At Banks and Grove Hill, Crotwell instituted small changes to make the institutions more inclusive of women. She incorporated gender-inclusive language, sometimes discarding masculine pronouns for God and encouraging her parishioners to use terms like "chairperson" rather than "chairman". In 1983, Crotwell transferred to Wake Forest United Methodist Church in North Carolina, where she served as pastor for three years.

On July 1, 1986, Crotwell was appointed Fayetteville District Superintendent in the United Methodist Church while serving as pastor at the Wake Forest United Methodist Church. She was the first woman to be appointed a United Methodist district superintendent in North Carolina, and one of the first in the Southeast United States.

As the district superintendent, Crotwell focused much of her efforts on small church communities and the church communities of racial and ethnic minorities. Her reputation began to spread. In December 1990, she was honored with an honorary Doctor of Divinity degree by Methodist University in Fayetteville, North Carolina.

In 1992, she was asked to run for the position of bishop by women of the southeastern jurisdiction of the nationwide United Methodist Church governing body. Her candidacy made her the first woman endorsed as a nominee for the episcopacy of the United Methodist Church. Crotwell did not win the election and the bishops remained all-male.

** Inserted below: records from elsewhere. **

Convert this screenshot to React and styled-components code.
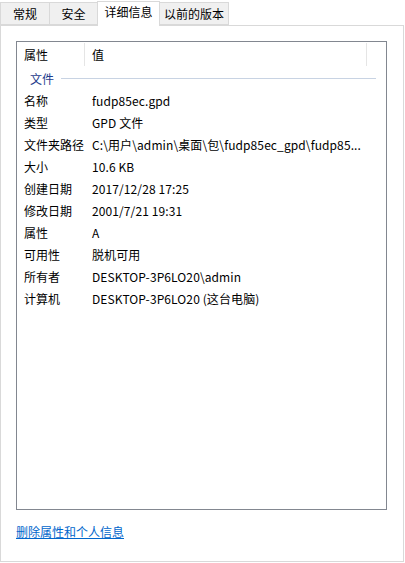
import React from "react";
import styled, { createGlobalStyle } from "styled-components";

const GlobalStyle = createGlobalStyle`
  body {
    margin: 0;
    background: #ffffff;
    font-family: "Noto Sans CJK SC", "Noto Sans", sans-serif;
    font-size: 12px;
    color: #000000;
  }
`;

const Window = styled.div`
  width: 405px;
  height: 563px;
  background: #ffffff;
`;

const TabBar = styled.div`
  display: flex;
  align-items: flex-end;
  height: 25px;
`;

const Tab = styled.div`
  box-sizing: border-box;
  width: ${(p) => p.width}px;
  height: ${(p) => (p.selected ? 25 : 23)}px;
  margin-left: ${(p) => (p.first ? 0 : -1)}px;
  margin-bottom: ${(p) => (p.selected ? -1 : 0)}px;
  padding-top: ${(p) => (p.selected ? 2 : 3)}px;
  position: relative;
  z-index: ${(p) => (p.selected ? 2 : 1)};
  border: 1px solid #d9d9d9;
  border-bottom: ${(p) => (p.selected ? "none" : "1px solid #d9d9d9")};
  background: ${(p) => (p.selected ? "#ffffff" : "#f0f0f0")};
  text-align: center;
  line-height: 16px;
  font-size: 12px;
  white-space: nowrap;
`;

const Panel = styled.div`
  box-sizing: border-box;
  width: 404px;
  height: 537px;
  border: 1px solid #d9d9d9;
  padding: 15px 0 0 15px;
`;

const ListBox = styled.div`
  box-sizing: border-box;
  width: 371px;
  height: 469px;
  border: 1px solid #828790;
  background: #ffffff;
`;

const HeaderRow = styled.div`
  display: flex;
  height: 25px;
  align-items: stretch;
`;

const HeaderCell = styled.div`
  box-sizing: border-box;
  width: ${(p) => p.width}px;
  padding-left: 7px;
  display: flex;
  align-items: center;
  border-right: ${(p) => (p.divider ? "1px solid #e5e5e5" : "none")};
  margin-top: 1px;
  margin-bottom: 1px;
`;

const GroupRow = styled.div`
  display: flex;
  align-items: center;
  height: 22px;
  padding: 0 10px 0 13px;
  gap: 7px;
`;

const GroupTitle = styled.span`
  color: #1e3c8c;
  padding-top: 1px;
`;

const GroupLine = styled.div`
  flex: 1;
  height: 1px;
  background: #c8d3e3;
`;

const Row = styled.div`
  display: grid;
  grid-template-columns: 68px 1fr;
  height: 22px;
  align-items: center;
`;

const Label = styled.div`
  padding-left: 7px;
  white-space: nowrap;
`;

const Value = styled.div`
  padding-left: 7px;
  white-space: nowrap;
  overflow: hidden;
  letter-spacing: 0.1px;
`;

const LinkText = styled.a`
  display: inline-block;
  margin-top: 13px;
  color: #0066cc;
  text-decoration: underline;
  font-size: 12px;
  cursor: pointer;
`;

const tabs = [
  { label: "常规", width: 50 },
  { label: "安全", width: 49 },
  { label: "详细信息", width: 63, selected: true },
  { label: "以前的版本", width: 70 },
];

const rows = [
  ["名称", "fudp85ec.gpd"],
  ["类型", "GPD 文件"],
  ["文件夹路径", "C:\\用户\\admin\\桌面\\包\\fudp85ec_gpd\\fudp85..."],
  ["大小", "10.6 KB"],
  ["创建日期", "2017/12/28 17:25"],
  ["修改日期", "2001/7/21 19:31"],
  ["属性", "A"],
  ["可用性", "脱机可用"],
  ["所有者", "DESKTOP-3P6LO20\\admin"],
  ["计算机", "DESKTOP-3P6LO20 (这台电脑)"],
];

export default function App() {
  return (
    <Window>
      <GlobalStyle />
      <TabBar>
        {tabs.map((t, i) => (
          <Tab key={t.label} width={t.width} selected={t.selected} first={i === 0}>
            {t.label}
          </Tab>
        ))}
      </TabBar>
      <Panel>
        <ListBox>
          <HeaderRow>
            <HeaderCell width={68} divider>属性</HeaderCell>
            <HeaderCell width={282} divider>值</HeaderCell>
          </HeaderRow>
          <GroupRow>
            <GroupTitle>文件</GroupTitle>
            <GroupLine />
          </GroupRow>
          {rows.map(([k, v]) => (
            <Row key={k}>
              <Label>{k}</Label>
              <Value>{v}</Value>
            </Row>
          ))}
        </ListBox>
        <LinkText>删除属性和个人信息</LinkText>
      </Panel>
    </Window>
  );
}
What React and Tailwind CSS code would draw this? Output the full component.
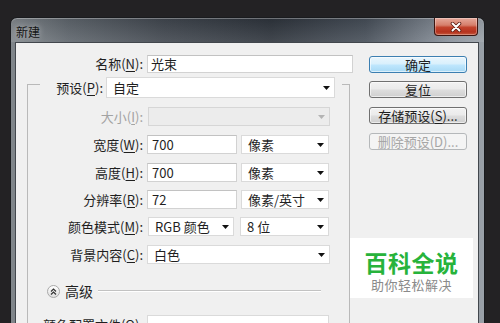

After her term as district superintendent, Crotwell returned to Durham in 1992 and for two years served as pastor to Mt. Bethel, a small congregation just outside Durham.

== Later life ==

In 1994, Crotwell retired from the North Carolina Conference of the United Methodist Church. In order to be close to family, she moved to Cordele, Georgia, where she served as the minister of Wenona United Methodist Church for two years. She moved in with her sister and brother-in-law, Neal and Demp Posey. She died in her home on Palm Sunday, April 9, 2006. Her ministry was highlighted at the United Methodist Annual Conference on June 15, 2006, during the celebration of the 50th anniversary of women’s full ordination in the United Methodist Church.